Health Secretary Matt Hancock announced the move today, in what could be considered a U-turn on previous policy which said contact tracing was not useful after the ‘containment’ phase of the response had passed.
He said: “From tomorrow, any essential workers who need a test will be able to book an appointment on gov.uk themselves, directly.
“This all applies for people in essential workers’ households too who need a test.
“It’s all part of getting Britain back on her feet.”
Testing will be available in NHS hospitals, in regional test centres, and at satellite centres. Home test kits and mobile testing units would also be introduced.
Mr Hancock said testing was also being used to establish how many people have and have had coronavirus.
“These are critical pieces of information to inform our battle against this novel virus,” he said.
Initially, 25,000 people would take part, with plans to expand it to 300,000 over the next 12 months.
Participants will provide regular samples taken from self-administered swabs and answer a few short questions.
He said letters had started to go out and appealed to anyone asked to become involved to do so.
“The early signs from today are that there is huge enthusiasm from those who have received letters taking part in this survey,” he said.
Mr Hancock said infrastructure was being put in place so that contact tracing could be rolled out on a large scale.
“As we look ahead, this is critical to keep the virus under control,” he said.
Mr Hancock said a new NHS contact-tracing app was undergoing testing.

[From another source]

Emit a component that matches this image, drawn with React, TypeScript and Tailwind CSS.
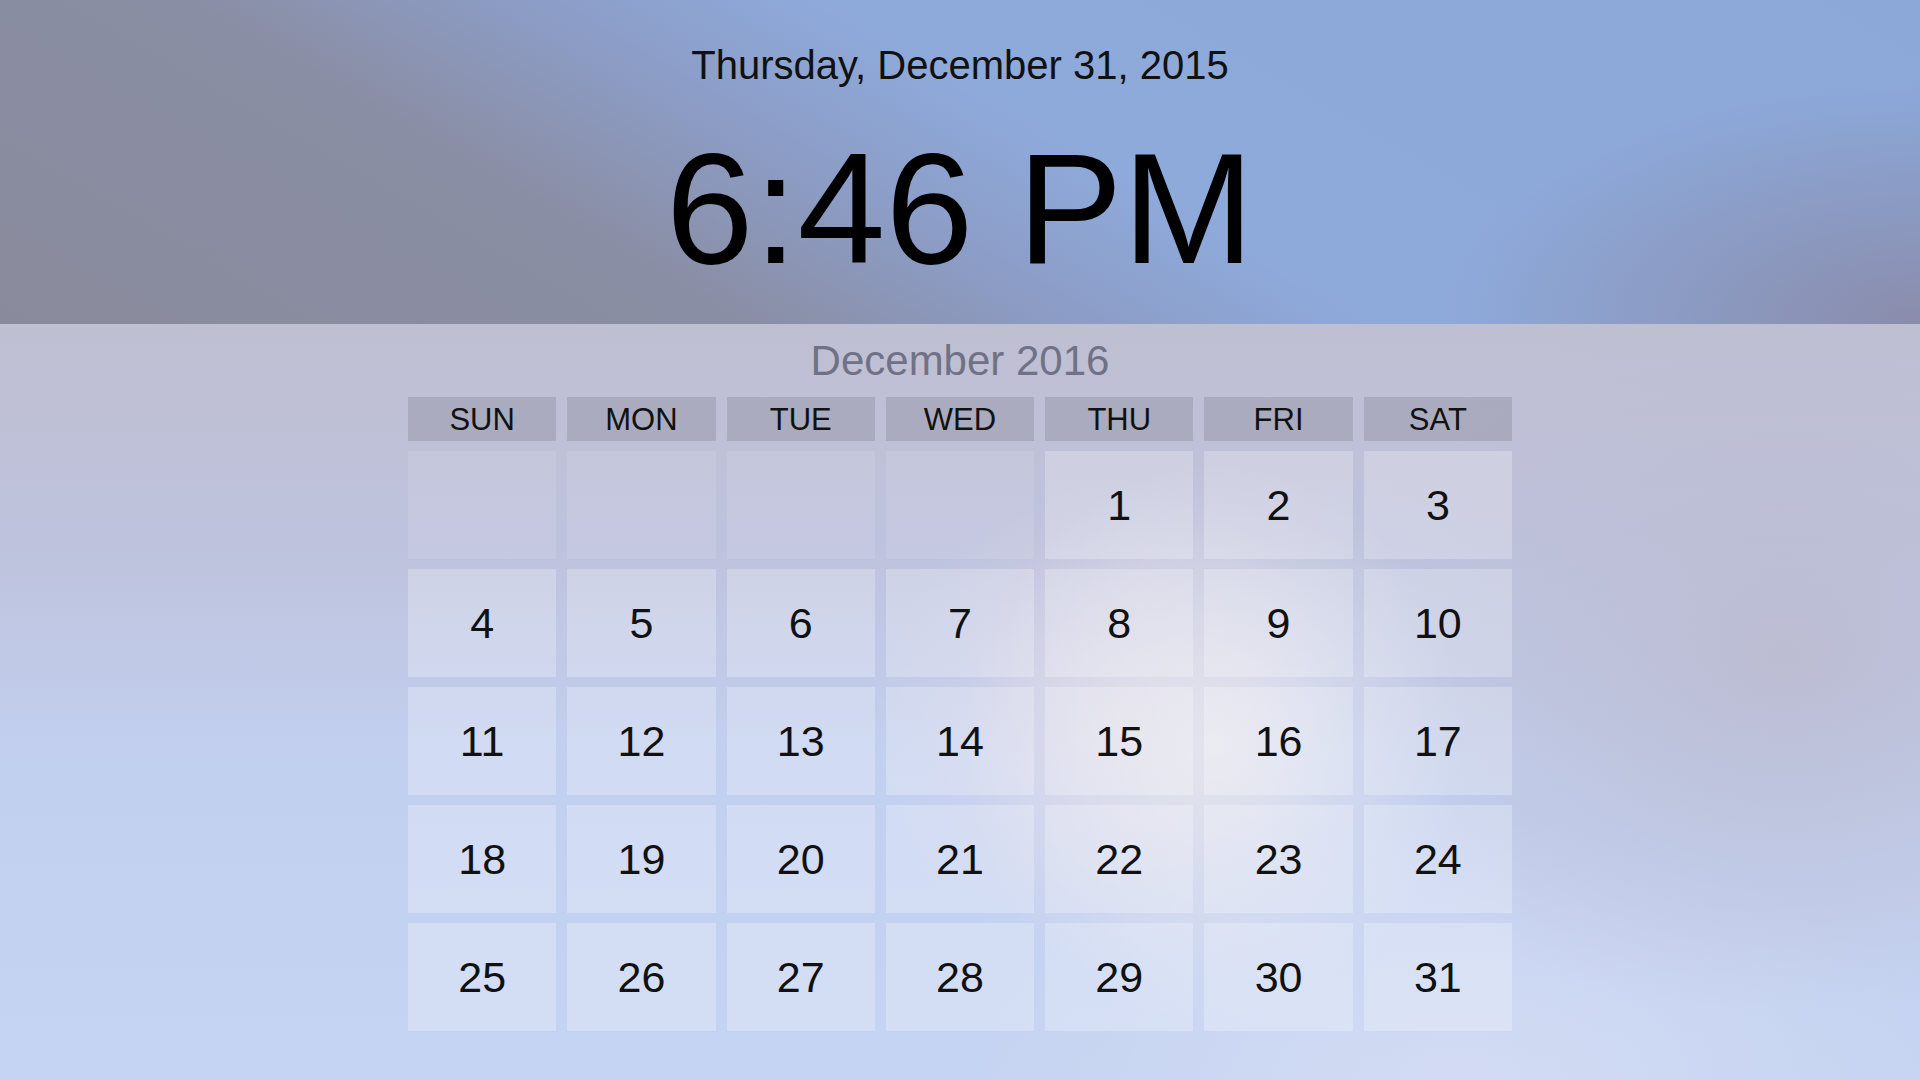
import React from "react";

const WEEKDAYS = ["SUN", "MON", "TUE", "WED", "THU", "FRI", "SAT"];

// December 2016 starts on a Thursday
const LEADING_BLANKS = 4;
const DAYS_IN_MONTH = 31;

export default function App() {
  const cells: (number | null)[] = [
    ...Array.from({ length: LEADING_BLANKS }, () => null),
    ...Array.from({ length: DAYS_IN_MONTH }, (_, i) => i + 1),
  ];

  return (
    <div
      className="w-full h-[1080px] flex flex-col overflow-hidden text-black"
      style={{ fontFamily: '"Liberation Sans", Arial, sans-serif' }}
    >
      {/* Clock header */}
      <div className="h-[324px] shrink-0 flex flex-col items-center pt-[45px] bg-[radial-gradient(ellipse_480px_240px_at_100%_100%,#8a8cab_0%,rgba(138,140,171,0)_100%),linear-gradient(30deg,#898b9c_0%,#8a8ea4_30%,#8c9dc7_44%,#8eaadb_56%,#8ba8d9_100%)]">
        <div className="text-[40px] leading-none text-[#111]">Thursday, December 31, 2015</div>
        <div className="mt-[44px] text-[158px] leading-none">6:46 PM</div>
      </div>

      {/* Calendar */}
      <div className="flex-1 flex flex-col items-center bg-[radial-gradient(ellipse_250px_280px_at_1215px_420px,rgba(236,234,238,0.75)_0%,rgba(236,234,238,0)_100%),radial-gradient(circle_240px_at_1110px_400px,rgba(230,216,226,0.55)_0%,rgba(230,216,226,0)_100%),radial-gradient(ellipse_480px_360px_at_93%_44%,#bcbdd3_0%,rgba(188,189,211,0)_100%),radial-gradient(ellipse_500px_260px_at_76%_100%,rgba(212,220,243,0.9)_0%,rgba(212,220,243,0)_100%),linear-gradient(180deg,#bfbfd2_0%,#bec2dc_28%,#c2d0f0_58%,#c5d4f2_100%)]">
        <div className="mt-[16px] text-[42px] leading-none text-[#6f7286]">December 2016</div>

        <div className="mt-[15px] w-[1104px] grid grid-cols-7 grid-rows-[44px_repeat(5,108px)] gap-x-[11px] gap-y-[10px]">
          {WEEKDAYS.map(d => (
            <div key={d} className="flex items-center justify-center bg-black/[0.11] text-[31px] leading-none text-[#111]">
              {d}
            </div>
          ))}
          {cells.map((n, i) =>
            n === null ? (
              <div key={`b${i}`} className="bg-white/10" />
            ) : (
              <div key={n} className="flex items-center justify-center bg-white/25 text-[43px] leading-none text-[#111]">
                {n}
              </div>
            )
          )}
        </div>
      </div>
    </div>
  );
}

Anyone who became unwell with coronavirus symptoms would be able to inform the NHS through the app, which would then inform other users they had had significant contact with.
Professor John Newton, official coordinator for Covid-19 testing, said the Government is “on track” to reach 100,000 tests a day.
He said: “We have also introduced new tests, new types of test, so for example at least two NHS labs are now using a test that has no RNA extraction stage, which means no need for the chemical reagents which are in such high demand around the world.”
He added: “In addition, we have the three new lighthouse labs which are all now on stream – these are the ones in Milton Keynes, in Manchester and in Glasgow.
“Each of these labs will be able to process tens of thousands of tests per day and we’re introducing automation into those processes which really ramps up the capacity.
“We are currently on track to reach 100,000 tests a day. In fact, we’re somewhat ahead of where we thought we’d be at this stage.”
He added: “We’re going to have 48 of these pop-up facilities which can travel around the country to where they’re needed most – for example, in care homes.”
However Labour has criticised the Government for seemingly changing the goalposts on testing.
Mr Hancock, on April 2, pledged that 100,000 tests a day would be conducted by the end of April, however today he said capacity for carrying out tests was now “ahead of our plans”, with the ability to carry out more than 50,000 tests a day.
“Because capacity has now increased so substantially we are now able to expand who can get the tests,” he said.
“Our ultimate goal is that everyone who could benefit from a test gets a test.”
Earlier Northern Ireland Secretary Brandon Lewis came under fire for saying, on Good Morning Britain: "This was a new virus and there were no tests, we quickly got to 2,000, that's not enough and that's why Matt Hancock is determined we will get to that 100,000 capacity by the end of the month."
Host Piers Morgan told him: “Hang on Mr Lewis, you said 'capacity', no one pledged 'capacity'.
"The Health Secretary was crystal clear from April 2nd that we would be doing 100,000 tests a day.
"He didn't mention the word 'capacity'."
Shadow Health Secretary Jonathan Ashworth said: “Yesterday we urged the government to do more testing and we have consistently questioned why ministers were not moving to a test and trace strategy. It is welcome ministers now recognise the importance of testing and tracing.
“It is crucial that greater numbers of critical workers such as care staff are now able to access testing.
“We will continue to hold the government to account for the promise it has made of 100,000 tests a day by the end of the month.”